- Market processes are not visible. For instance, when a government taxes its citizens and offers a subsidy to some producers, what is seen is the money taken and the money received. What is unseen is the amount of production that would occur in the absence of such transfers.
- Markets are intrinsically probabilistic and therefore marked with uncertainty, like other living organisms, we are loss-averse and try to minimise uncertainty
- Humans may be motivated to place their trust in processes that are (or at least seem to be) driven by agents rather than impersonal factors.
The last point reminded me of speculation from the recent LessWrong article Conspiracy Theories as Agency Fictions:
Do all theories of legitimacy also perhaps rest on the same cognitive failings that conspiracy theories do? The difference between a shadowy cabal we need to get rid of and an institution worthy of respect may be just some bad luck.
Before thinking about these points and debating them I strongly recommend you read the full article.
http://www.economist.com/node/21525456 for the starter.
The arguments in favour of speculation, in general, rest on assumption of intelligent trading and diversity of strategies.

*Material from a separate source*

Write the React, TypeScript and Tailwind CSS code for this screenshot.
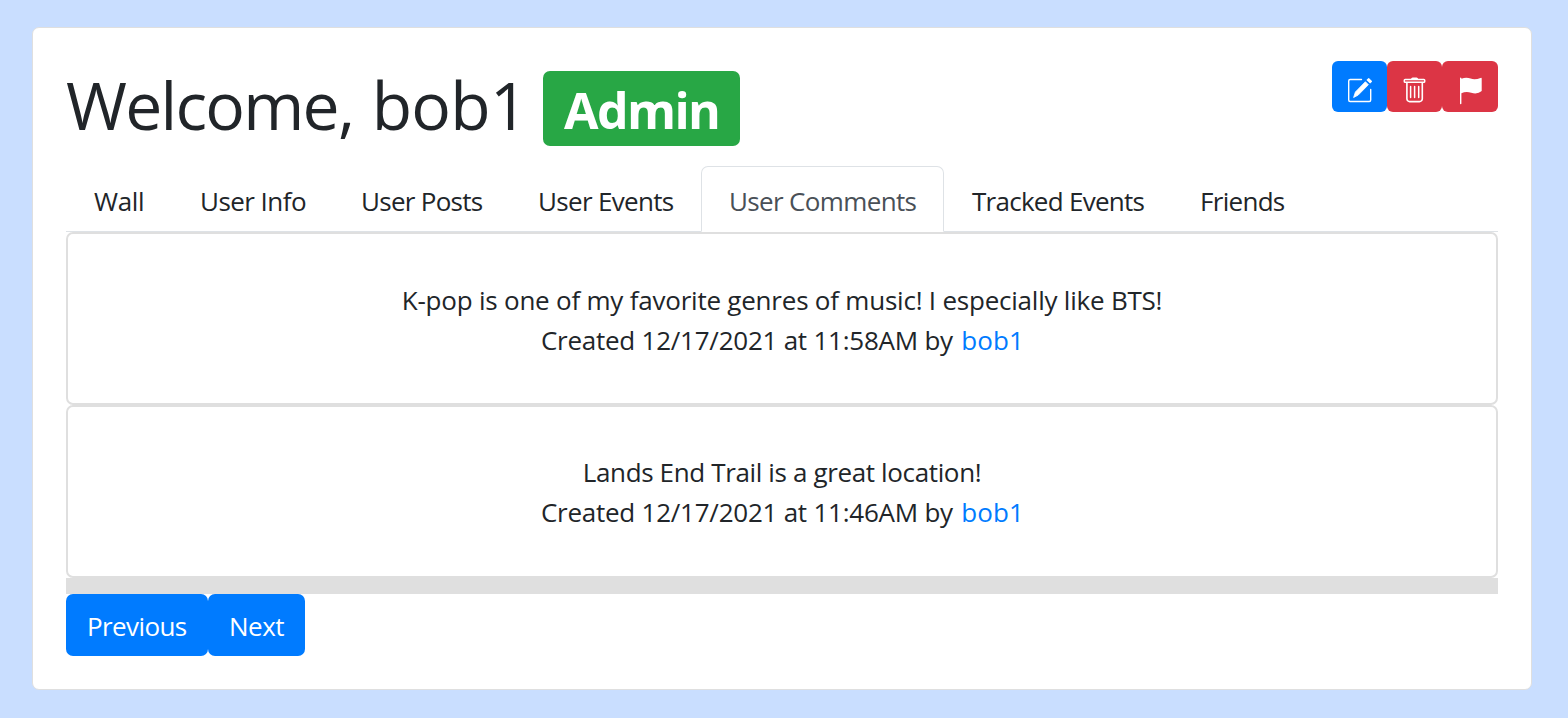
import type { ReactNode } from "react";

const tabs = [
  { label: "Wall", cls: "w-[106px] pl-[28px] tracking-[-0.3px]" },
  { label: "User Info", cls: "w-[161px] pl-[28px] tracking-[-0.55px]" },
  { label: "User Posts", cls: "w-[177px] pl-[28px] tracking-[-0.72px]" },
  { label: "User Events", cls: "w-[191px] pl-[28px] tracking-[-0.68px]" },
  { label: "User Comments", cls: "w-[243px] pl-[27px] tracking-[-0.64px]", active: true },
  { label: "Tracked Events", cls: "w-[228px] pl-[28px] tracking-[-0.73px]" },
  { label: "Friends", cls: "w-[140px] pl-[28px] tracking-[-0.7px]" },
];

function EditIcon() {
  return (
    <svg width="26" height="26" viewBox="0 0 26 26" fill="none">
      <path d="M14.5 2.5H3.2A1.5 1.5 0 0 0 1.7 4V23A1.5 1.5 0 0 0 3.2 24.5H22.2A1.5 1.5 0 0 0 23.7 23V12.5" stroke="white" strokeWidth="1.4" strokeLinecap="round" />
      <path d="M18.4 4.7L21.4 7.7L11.2 18.1L6.6 20.5L8.4 15Z" fill="white" stroke="white" strokeWidth="0.8" strokeLinejoin="round" />
      <path d="M21 1.4Q21.7.7 22.4 1.4L24.7 3.7Q25.4 4.4 24.7 5.1L23.1 6.6L19.4 3Z" fill="white" />
    </svg>
  );
}

function TrashIcon() {
  return (
    <svg width="26" height="26" viewBox="0 0 26 26" fill="none" stroke="white">
      <path d="M9 2.1Q9.3.4 10.6.4H14.6Q15.9.4 16.2 2.1Z" fill="white" stroke="none" />
      <rect x="2.3" y="2.4" width="20.4" height="2.9" rx="0.8" strokeWidth="1.5" />
      <path d="M4.9 5.5V21.8A2.8 2.8 0 0 0 7.7 24.6H17.5A2.8 2.8 0 0 0 20.3 21.8V5.5" strokeWidth="1.6" />
      <path d="M8.6 9.4V20.5M12.6 9.4V20.5M16.7 9.4V20.5" strokeWidth="1.5" strokeLinecap="round" />
    </svg>
  );
}

function FlagIcon() {
  return (
    <svg width="26" height="28" viewBox="0 0 26 28" fill="white">
      <path d="M2 1Q2 .6 2.7.6Q3.4.6 3.4 1V1.7Q8.3-.2 12.6 1.6Q17 3.2 22.6.9Q23.7.5 23.7 1.6V14.1Q19.6 17.6 13.2 15.8Q8 14.2 3.4 16.3V26.6Q3.4 27.2 2.7 27.2Q2 27.2 2 26.6Z" />
    </svg>
  );
}

function Comment({ children, time, pad }: { children: ReactNode; time: string; pad: string }) {
  return (
    <article className={`h-[173px] rounded-[7px] border-2 border-[#dfdfdf] text-center leading-[40px] ${pad}`}>
      {children}
      <p className="pl-px tracking-[-0.24px]">
        Created 12/17/2021 at {time} by <a href="#" className="ml-[2px] tracking-[0.1px] text-[#007bff]">bob1</a>
      </p>
    </article>
  );
}

export default function App() {
  return (
    <div className="h-[718px] overflow-hidden bg-[#c9deff] pt-[27px] pl-8 font-['Open_Sans','Noto_Sans',sans-serif] text-[26px] text-[#212529]">
      <main className="h-[663px] w-[1500px] rounded-[7px] border border-[#dfdfdf] bg-white px-[33px]">
        <header className="flex h-[138px] items-start justify-between">
          <div className="flex pt-[43px]">
            <h1 className="w-[477px] pt-px text-[66px] leading-[64px] tracking-[-1.75px] whitespace-nowrap">Welcome, <span className="ml-[3px] tracking-[-0.7px]">bob1</span></h1>
            <span className="h-[75px] w-[197px] rounded-[7px] bg-[#28a745] pt-[2px] pl-[21px] text-[50px] leading-[75px] font-bold tracking-[-1.6px] text-white">Admin</span>
          </div>
          <div className="flex pt-[33px]">
            <button aria-label="Edit" className="h-[51px] w-[55px] rounded-[6px] bg-[#007bff] pt-[7px] pl-[15px]"><EditIcon /></button>
            <button aria-label="Delete" className="h-[51px] w-[55px] rounded-[6px] bg-[#dc3545] pt-[7px] pl-[15px]"><TrashIcon /></button>
            <button aria-label="Flag" className="h-[51px] w-[56px] rounded-[6px] bg-[#dc3545] pt-[9px] pl-[16px]"><FlagIcon /></button>
          </div>
        </header>
        <nav className="flex h-[66px] border-b border-[#dee2e6] leading-[70px] whitespace-nowrap">
          {tabs.map((t) => (
            <a key={t.label} href="#" className={`${t.cls} h-[66px] shrink-0 ${t.active ? "rounded-t-[7px] border border-[#dee2e6] border-b-white bg-white text-[#495057] leading-[68px]" : ""}`}>{t.label}</a>
          ))}
        </nav>
        <section>
          <Comment time="11:58AM" pad="pt-[46px]"><p className="tracking-[-0.22px]">K-pop is one of my favorite genres of music! I especially like BTS!</p></Comment>
          <Comment time="11:46AM" pad="pt-[45px]"><p className="tracking-[-0.36px]">Lands End Trail is a great location!</p></Comment>
          <div className="h-4 bg-[#dfdfdf]" />
        </section>
        <div className="flex text-white">
          <button className="h-[62px] w-[142px] rounded-[7px] bg-[#007bff] pl-[21px] text-left leading-[64px] tracking-[-0.6px]">Previous</button>
          <button className="h-[62px] w-[97px] rounded-[7px] bg-[#007bff] pl-[21px] text-left leading-[64px] tracking-[-0.5px]">Next</button>
        </div>
      </main>
    </div>
  );
}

The short term range, however, is entirely up to software tools, whose decisions are stupid and have identical systematic errors. I think the short term trading is going to go out with a bang first time there's any interesting software-level exploitation - either a direct hack or adoption of one bot whose decision theory makes non-trivial use of understanding of other instances of itself. Bang as in, a millisecond level bubbles and crashes followed by decision to roll it back and regulate or prohibit.
Wow, sorry about the stupid autocorrects above.
As have been pointed out on e.g marginalrevolution.com, one reason HFT is so popular is because the minimum stock price increment is one cent. HFT might conceivably lose much of its allure if this lower bound is changed to, say, .01 cent.
I'm not convinced trading must be intelligent to provide beneficial information to the market. I'm also not convinced all HFT systems have identical systematic errors. Can you give some examples?